Namun, jelas keahlian itu tidak datang begitu saja. Hal ini bermula saat pelatihnya ingin klubnya bisa mencetak gol sebanyak-banyaknya. "Saya pun mulai berlatih sendirian tanpa perlu meminta izin dari siapa pun," ujarnya.
Dalam sebuah pertandingan pada 1997, tiba-tiba dia mendapat perintah dari pelatih di pinggir lapangan agar menyerang. "Saya berhasil melewati pemain belakang dan hampir saja membuat gol," katanya. Tak lama kemudian, dia benar-benar membuat gol. Sejak itulah dia terobsesi mencetak gol. Pada musim kompetisi 2005, dia teramat subur. Dalam pertandingan di berbagai kompetisi, dia mencetak 21 gol.
Hidup Ceni mengalir begitu saja. Terjun ke lapangan hijau juga nyaris kebetulan. Saat remaja, dia bekerja di sebuah bank lokal. Layaknya orang Brasil kebanyakan, laki-laki kelahiran 22 Januari 1973 ini gemar bermain sepak bola. Nah, suatu hari, bosnya yang biasa menjaga gawang berhalangan. Dia pun diminta menggantikan si bos.
Ternyata dia dianggap berbakat. Sejak itu, dia menjadi kiper. Peruntungan memeluknya saat dia lulus bergabung di klub lokal, yang kemudian mengantarkannya direkrut menjadi kiper Sao Paulo. Saat itu, gawangnya sulit dibobol. Satu-satunya pemain yang bisa menaklukkannya adalah Leonardo, bintang Brasil yang kini melatih Inter Milan, Italia.
Karirnya pun melejit. Setelah 3 tahun berada di bangku cadangan, dia menjadi kiper inti Sao Paulo, sampai sekarang. Banyak prestasi yang dia sumbangkan: menjadi juara Brasil, lalu Piala Libertadores, bahkan Piala FIFA atau kejuaraan dunia antarklub.
Meski begitu, kemampuannya dianggap masih di bawah kiper Brasil lainnya. Dia hanya sempat menjadi kiper ketiga tim Brasil saat menjadi juara di Piala Dunia Jepang dan Korea pada 2002, lalu naik pangkat menjadi kiper kedua di Piala Dunia 2006. Namun, jarang sekali dia diturunkan.

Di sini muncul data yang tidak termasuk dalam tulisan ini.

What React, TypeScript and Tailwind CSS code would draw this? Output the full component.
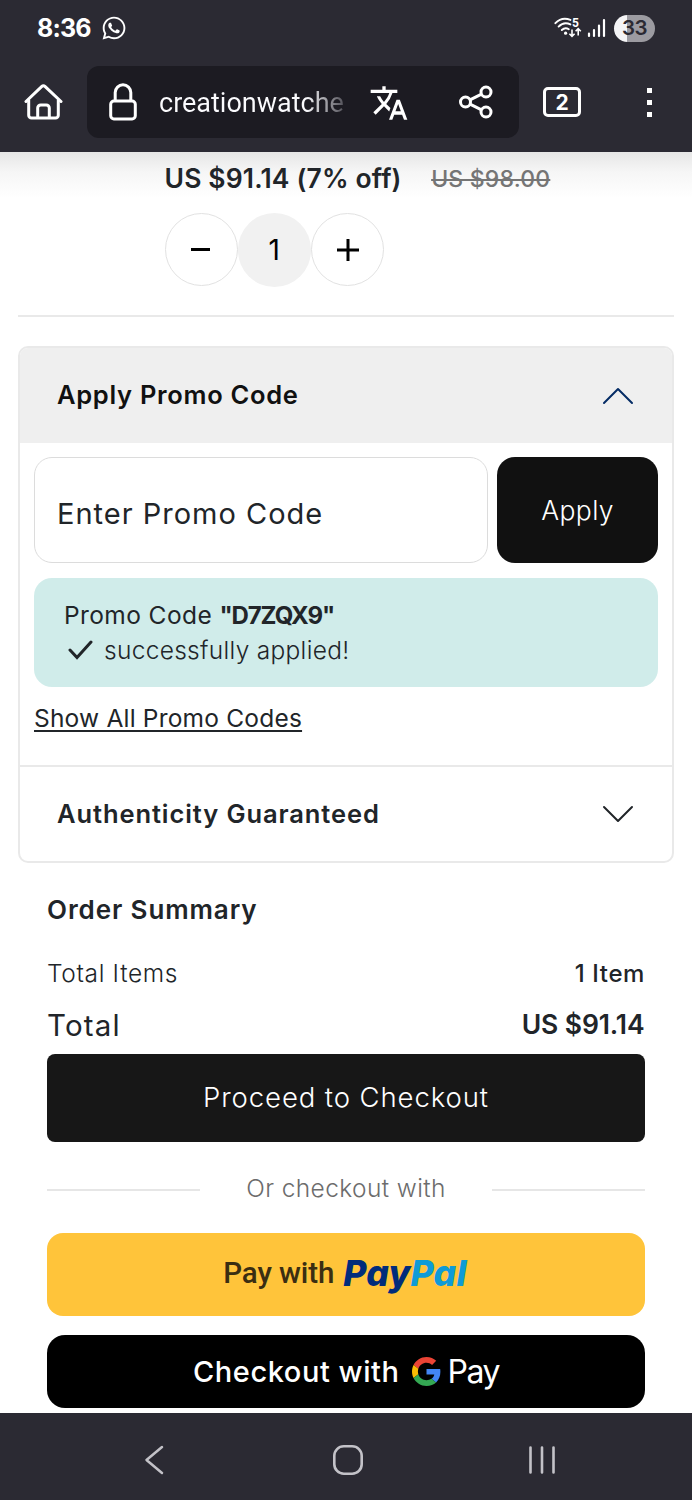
import { useState } from "react";
import { FaWhatsapp } from "react-icons/fa";
import { MdTranslate } from "react-icons/md";

function WifiIcon() {
  return (
    <svg width="28" height="22" viewBox="0 0 28 22" fill="none">
      <g stroke="#fff" strokeWidth="1.9" strokeLinecap="round">
        <path d="M1.4 6.2C5.2 2.2 11 .9 16.4 2.9" />
        <path d="M4.6 9.6c3.3-3.4 7.8-4.2 11.8-2.2" />
        <path d="M7.8 13c2.2-2.1 4.7-2.3 7-.8" />
      </g>
      <circle cx="11.6" cy="16.2" r="1.6" fill="#fff" />
      <path
        d="M18 12.5v6.7m-2.6-2.4 2.6 2.6 2.6-2.6M24.2 18.5v-6.7m-2.6 2.4 2.6-2.6 2.6 2.6"
        stroke="#fff"
        strokeWidth="1.6"
      />
      <text
        x="18"
        y="9.6"
        fill="#fff"
        fontSize="12"
        fontWeight="700"
        fontFamily="Roboto, sans-serif"
      >
        5
      </text>
    </svg>
  );
}

function GoogleIcon() {
  return (
    <svg className="ml-[12px] size-[29px]" viewBox="0 0 48 48">
      <path
        fill="#EA4335"
        d="M24 9.5c3.54 0 6.71 1.22 9.21 3.6l6.85-6.85C35.9 2.38 30.47 0 24 0 14.62 0 6.51 5.38 2.56 13.22l7.98 6.19C12.43 13.72 17.74 9.5 24 9.5z"
      />
      <path
        fill="#4285F4"
        d="M46.98 24.55c0-1.57-.15-3.09-.38-4.55H24v9.02h12.94c-.58 2.96-2.26 5.48-4.78 7.18l7.73 6c4.51-4.18 7.09-10.36 7.09-17.65z"
      />
      <path
        fill="#FBBC05"
        d="M10.53 28.59c-.48-1.45-.76-2.99-.76-4.59s.27-3.14.76-4.59l-7.98-6.19C.92 16.46 0 20.12 0 24c0 3.88.92 7.54 2.56 10.78l7.97-6.19z"
      />
      <path
        fill="#34A853"
        d="M24 48c6.48 0 11.93-2.13 15.89-5.81l-7.73-6c-2.15 1.45-4.92 2.3-8.16 2.3-6.26 0-11.57-4.22-13.47-9.91l-7.98 6.19C6.51 42.62 14.62 48 24 48z"
      />
    </svg>
  );
}

function StatusBar() {
  return (
    <div className="flex h-14 items-center justify-between pl-[37px] pr-[37px]">
      <div className="flex items-center gap-[10px]">
        <span className="text-[25px] font-bold leading-none tracking-[-0.8px]">
          8:36
        </span>
        <FaWhatsapp className="size-[26px]" />
      </div>
      <div className="flex items-center">
        <WifiIcon />
        <svg className="ml-[5px]" width="20" height="20" viewBox="0 0 20 20">
          <g stroke="#fff" strokeWidth="2.2" strokeLinecap="round">
            <path d="M2 15.5V18M7 12v6M12 7.5V18M17 2v16" />
          </g>
        </svg>
        <div className="ml-[7px] flex h-[27px] w-[41px] items-center justify-center rounded-full bg-[linear-gradient(90deg,#f4f4f6_32%,#9c9ba1_32%)]">
          <span className="text-[20.5px] font-semibold leading-none tracking-[-0.5px] text-[#2b2a33]">
            33
          </span>
        </div>
      </div>
    </div>
  );
}

function Toolbar() {
  return (
    <div className="flex h-24 items-center pb-1 pl-[24px]">
      <svg width="39" height="36" viewBox="0 0 39 36" fill="none">
        <g
          stroke="#fff"
          strokeWidth="3"
          strokeLinecap="round"
          strokeLinejoin="round"
        >
          <path d="M2 17.5 17.6 2.6a2.6 2.6 0 0 1 3.6 0L37 17.5" />
          <path d="M4.7 16v15.2a2.8 2.8 0 0 0 2.8 2.8h24a2.8 2.8 0 0 0 2.8-2.8V16" />
          <path d="M13.7 33.5V24a3 3 0 0 1 3-3h5.6a3 3 0 0 1 3 3v9.5" />
        </g>
      </svg>
      <div className="ml-6 flex h-[72px] w-[432px] items-center rounded-xl bg-[#1c1b22] pl-[22px]">
        <svg width="28" height="38" viewBox="0 0 28 38" fill="none">
          <g stroke="#fff" strokeWidth="3">
            <rect x="1.7" y="18" width="24.6" height="18" rx="3.2" />
            <path d="M6.2 18V9.6a7.8 7.8 0 0 1 15.6 0V18" />
          </g>
        </svg>
        <span className="ml-[22px] w-[188px] whitespace-nowrap bg-[linear-gradient(90deg,#fbfbfe_78%,#55545c_98%)] bg-clip-text pt-[2px] font-[Roboto,sans-serif] text-[27px] leading-[36px] text-transparent">
          creationwatche
        </span>
        <MdTranslate className="ml-[22px] mt-[2px] size-[40px]" />
        <svg
          className="ml-[49px]"
          width="36"
          height="36"
          viewBox="0 0 36 36"
          fill="none"
        >
          <g stroke="#fff" strokeWidth="3">
            <circle cx="7.5" cy="18" r="5" />
            <circle cx="28" cy="8" r="5" />
            <circle cx="28" cy="28" r="5" />
            <path d="m12 15.8 11.5-5.6M12 20.2l11.5 5.6" />
          </g>
        </svg>
      </div>
      <div className="ml-[24px] flex h-[30px] w-[38px] items-center justify-center rounded-[5px] border-3 border-white text-[21px] font-bold leading-none">
        2
      </div>
      <div className="ml-[66px] flex flex-col gap-[7px]">
        <span className="size-[5px] bg-white" />
        <span className="size-[5px] bg-white" />
        <span className="size-[5px] bg-white" />
      </div>
    </div>
  );
}

function CartItem() {
  const [quantity, setQuantity] = useState(1);

  return (
    <div className="mx-[18px] h-[165px] border-b-2 border-[#e9e9e9] pl-[146.5px]">
      <div className="flex h-[54px] items-center gap-[29.5px] whitespace-nowrap">
        <span className="text-[26.5px] font-semibold tracking-[0.15px]">
          US $91.14 (7% off)
        </span>
        <span className="text-[23px] font-medium tracking-[0.2px] text-[#757575] line-through decoration-2">
          US $98.00
        </span>
      </div>
      <div className="mt-[7px] flex text-black">
        <button
          className="flex size-[73px] items-center justify-center rounded-full border border-[#e2e2e2]"
          onClick={() => setQuantity(Math.max(1, quantity - 1))}
        >
          <span className="mr-px h-[3px] w-[19px] bg-black" />
        </button>
        <span className="flex size-[73.5px] items-center justify-center rounded-full bg-[#f1f1f1] text-[28px]">
          {quantity}
        </span>
        <button
          className="flex size-[73px] items-center justify-center rounded-full border border-[#e2e2e2]"
          onClick={() => setQuantity(quantity + 1)}
        >
          <svg width="22" height="22" viewBox="0 0 22 22">
            <path d="M11 0v22M0 11h22" stroke="#000" strokeWidth="3" />
          </svg>
        </button>
      </div>
    </div>
  );
}

function Chevron({ color, up }: { color: string; up?: boolean }) {
  return (
    <svg width="32" height="18" viewBox="0 0 32 18" fill="none">
      <path
        d={up ? "M2 16 16 2l14 14" : "M2 2l14 14L30 2"}
        stroke={color}
        strokeWidth="2"
        strokeLinecap="round"
        strokeLinejoin="round"
      />
    </svg>
  );
}

function Accordion() {
  return (
    <div className="mx-[18px] mt-[29px] h-[517px] overflow-hidden rounded-[10px] border-2 border-[#e9e9e9]">
      <div className="flex h-[95px] items-center justify-between bg-[#efefef] pl-[37px] pr-[38.5px]">
        <h2 className="text-[25.5px] font-semibold tracking-[0.7px] text-[#111]">
          Apply Promo Code
        </h2>
        <Chevron color="#052c65" up />
      </div>
      <div className="h-[324px] border-b-2 border-[#e9e9e9] px-[14px] pt-[14px]">
        <div className="flex gap-[9px]">
          <div className="flex h-[106px] w-[455px] items-center rounded-[18px] border border-[#dcdcdc] pl-[22px] pt-[8px] text-[29px] tracking-[1px]">
            Enter Promo Code
          </div>
          <button className="h-[106px] w-[161px] rounded-[18px] bg-[#111] pt-[2px] text-[26.5px] font-[350] tracking-[0.4px] text-white">
            Apply
          </button>
        </div>
        <div className="mt-[15px] flex h-[109px] flex-col justify-center rounded-[18px] bg-[#d0ecea] pb-px pl-[30px]">
          <p className="text-[24.5px] leading-[34px] tracking-[0.4px]">
            Promo Code{" "}
            <b className="text-[24px] font-bold tracking-[-1.1px]">
              "D7ZQX9"
            </b>
          </p>
          <p className="flex items-center text-[24.5px] font-light leading-[34px] tracking-[0.3px]">
            <svg
              className="ml-[4px] mr-[11px]"
              width="25"
              height="20"
              viewBox="0 0 25 20"
              fill="none"
            >
              <path
                d="m2 10 7 7.5L23 2"
                stroke="#212529"
                strokeWidth="3"
                strokeLinecap="round"
              />
            </svg>
            successfully applied!
          </p>
        </div>
        <a
          href="#codes"
          className="mt-[13px] inline-block text-[24.5px] leading-[36px] tracking-[0.2px] underline decoration-[1.5px] underline-offset-[3px]"
        >
          Show All Promo Codes
        </a>
      </div>
      <div className="flex h-[94px] items-center justify-between pl-[37px] pr-[38.5px]">
        <h2 className="text-[25.5px] font-semibold tracking-[0.9px]">
          Authenticity Guaranteed
        </h2>
        <Chevron color="#212529" />
      </div>
    </div>
  );
}

function OrderSummary() {
  return (
    <div className="px-[47px]">
      <h2 className="mt-[27px] text-[26px] font-semibold leading-[40px] tracking-[0.9px]">
        Order Summary
      </h2>
      <div className="mt-[26px] flex h-[36px] items-center justify-between text-[24px]">
        <span className="pb-[2px] text-[24.5px] font-[350] tracking-[0.65px]">
          Total Items
        </span>
        <span className="font-medium tracking-[0.6px]">1 Item</span>
      </div>
      <div className="mt-[13px] flex h-[40px] items-center justify-between">
        <span className="text-[29.5px] tracking-[1.2px]">Total</span>
        <span className="pr-[0.5px] text-[26.5px] font-semibold tracking-[-0.1px]">
          US $91.14
        </span>
      </div>
      <button className="mt-[9px] h-[88px] w-full rounded-lg bg-[#171717] text-[27.5px] font-[350] tracking-[0.9px] text-white">
        Proceed to Checkout
      </button>
      <div className="mt-[27px] flex h-[40px] items-center justify-between">
        <span className="mt-[2px] h-[2px] w-[153px] bg-[#e6e6e6]" />
        <span className="pb-[2px] text-[24.5px] font-[350] tracking-[0.4px] text-[#6c6c6c]">
          Or checkout with
        </span>
        <span className="mt-[2px] h-[2px] w-[153px] bg-[#e6e6e6]" />
      </div>
      <button className="mt-[24px] flex h-[83px] w-full items-center justify-center rounded-[16px] bg-[#ffc43a] pb-[2px] pr-[2px] font-[Roboto,sans-serif] text-[29.5px] text-[#3a2e12]">
        <span className="font-medium tracking-[-0.1px]">Pay with</span>
        <span className="ml-[9px] font-[Inter,sans-serif] text-[35.5px] font-extrabold italic tracking-[0.2px] text-[#012c7b]">
          Pay<span className="text-[#0f9bd7]">Pal</span>
        </span>
      </button>
      <button className="mt-[19px] flex h-[73px] w-full items-center justify-center rounded-[18px] bg-black text-[29px] text-white">
        <span className="pt-px font-[450] tracking-[0.55px]">
          Checkout with
        </span>
        <GoogleIcon />
        <span className="ml-[7px] text-[32px] tracking-[-1.5px]">Pay</span>
      </button>
    </div>
  );
}

function NavigationBar() {
  return (
    <div className="flex h-[87px] items-center bg-[#2b2a33] pt-[6px]">
      <svg
        className="ml-[144px]"
        width="20"
        height="30"
        viewBox="0 0 20 30"
        fill="none"
      >
        <path
          d="M18 2 2.5 15 18 28"
          stroke="#c3c2c8"
          strokeWidth="2.5"
          strokeLinecap="round"
          strokeLinejoin="round"
        />
      </svg>
      <svg
        className="ml-[169px]"
        width="30"
        height="30"
        viewBox="0 0 30 30"
        fill="none"
      >
        <rect
          x="1.3"
          y="1.3"
          width="27.4"
          height="27.4"
          rx="9.5"
          stroke="#c3c2c8"
          strokeWidth="2.6"
        />
      </svg>
      <svg
        className="ml-[166px]"
        width="27"
        height="28"
        viewBox="0 0 27 28"
        fill="none"
      >
        <path
          d="M1.5 1.5v25M13 1.5v25M24.5 1.5v25"
          stroke="#c3c2c8"
          strokeWidth="2.6"
          strokeLinecap="round"
        />
      </svg>
    </div>
  );
}

export default function App() {
  return (
    <div className="flex h-[1500px] w-[692px] flex-col overflow-hidden bg-white font-[Inter,sans-serif] text-[#212529]">
      <header className="h-[152px] shrink-0 bg-[#2b2a33] text-white">
        <StatusBar />
        <Toolbar />
      </header>
      <main className="h-[1261px] shrink-0 overflow-hidden bg-[linear-gradient(180deg,#e6e6e6_0px,#f6f6f6_20px,#ffffff_46px)]">
        <CartItem />
        <Accordion />
        <OrderSummary />
      </main>
      <NavigationBar />
    </div>
  );
}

Dunga, pelatih Brasil di Piala Dunia 2010, pun sama sekali tak meliriknya. Bagi Dunga, kemampuan Ceni masih di bawah kiper-kiper lain yang dimiliki Brasil. Praktis, dia kurang laku. Sepanjang karirnya, total dia membela Brasil sebanyak 17 kali.
Namun Ceni sudah tidak peduli lagi dengan bermain di tim nasional. Bermain di klub yang memiliki 16 juta pendukung menjadi perhatian utamanya. "Saya hanya ingin bermain lebih banyak untuk klub saya, mencetak gol lebih banyak lagi, dan memberi gelar lebih banyak lagi," katanya.
Dia pun beroleh penghargaan dan penghormatan dari pendukungnya. Ceni dianggap sebagai pahlawan yang mampu mengangkat klub itu dari keterpurukan--hampir sepuluh tahun tanpa gelar. Dia juga dianggap layak menjabat presiden klub di masa mendatang. Untuk yang satu ini, seratus gol yang dibuatnya menjadi modal yang bagus.